I’m actually writing this from Florence, and today we’re on to Rome, where we’ve got a great deal on a hotel right next to the Vatican. So more on Florence and Rome later.

Grenoble Intentions (adieu, France)

Yes, still alive. Sorry about the delay in updating. It’s not that we’ve been busy – quite the opposite.

As I said earlier, Nimes was a fantastic place to relax for a few days. I also took the opportunity to prerecord do some live crosses by satellite uplink to the Discourse election special. If I didn’t recommend it before, allow me to highly recommend the Hotel César in Nimes.

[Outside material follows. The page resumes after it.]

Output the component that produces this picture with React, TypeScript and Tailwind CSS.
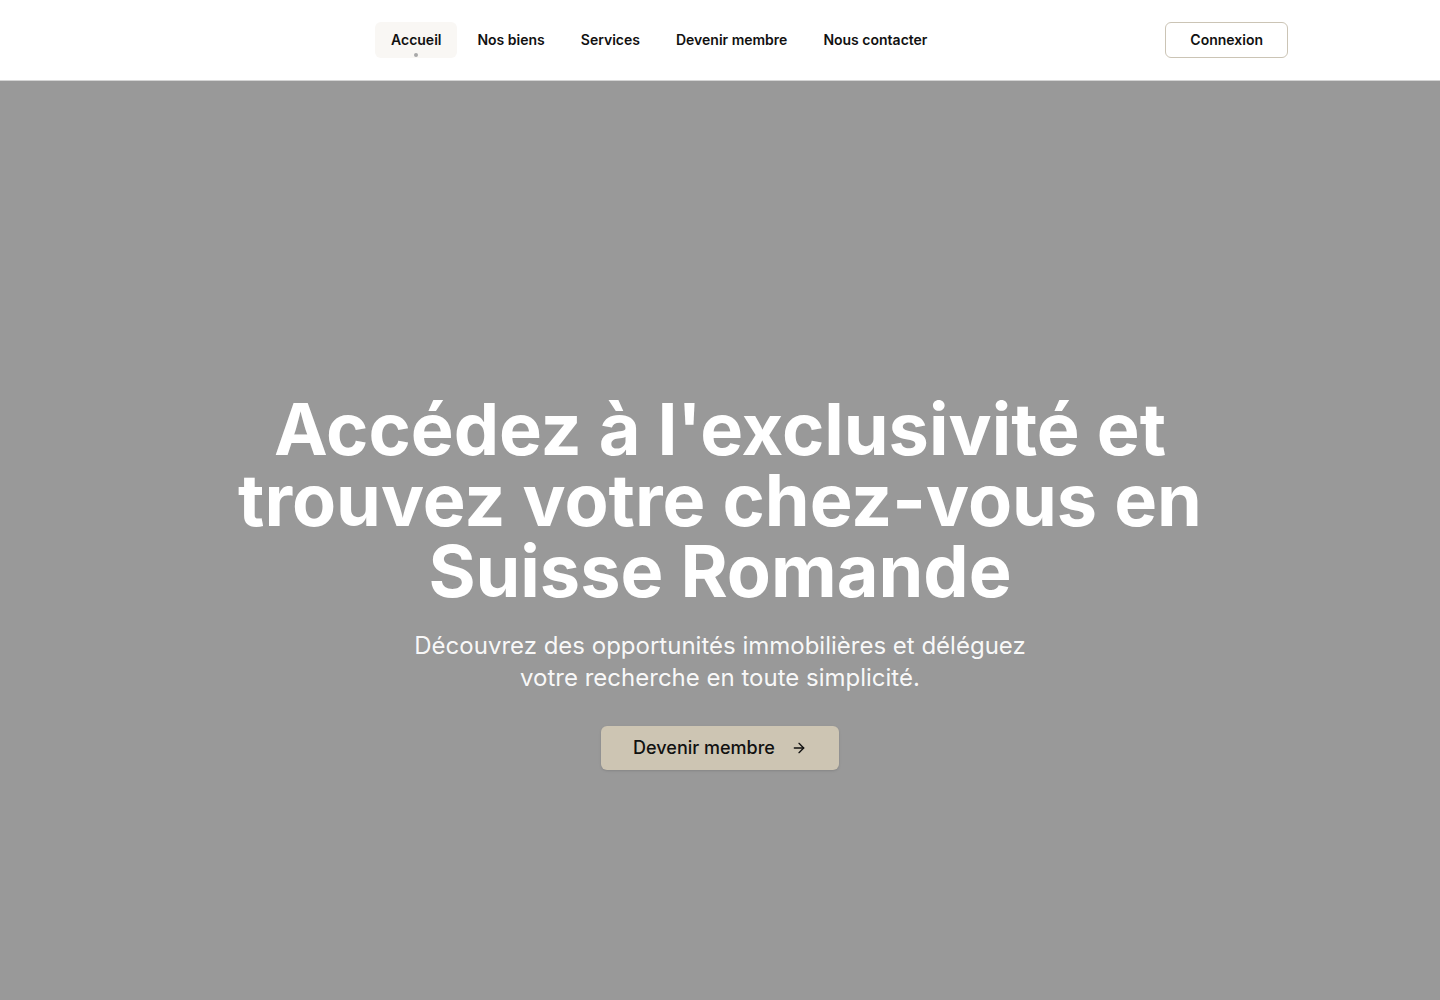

On Friday we took a train from Nimes to Avignon, which is intensely charming and I regret that we only spent a day there. We did have time to visit the Christmas markets (collecting a variety of gifts to send home in one big package) and a museum (photos in the previous post).

From Avignon to Valence, where we were picked up by Dom and Steph, friends of Diana’s family, who hosted us for three nights in their house in Montmeyran. It was refreshing and relaxing to be staying at a house rather than a hotel, hostel or backpackers for the first time in two weeks, and Dom and Steph were lovely hosts.

We’re now in Grenoble, staying with Dominique and Guy, other friends of Diana’s family. Today we looked around Grenoble, including taking the gondola up to the mountain fortress bastille. Incredible view (we still haven’t seen a drop of rain in Europe and every day has been clear blue skies) of both the surrounding mountains and the pollution hanging above the town.

So that’s the update, but the thing is, tonight’s our last night in France. Tomorrow we spend all day on trains taking us through the Alps to Venice, Italy. Sorry to say goodbye to France, though we’ll be back in Paris at the end of our time in Europe.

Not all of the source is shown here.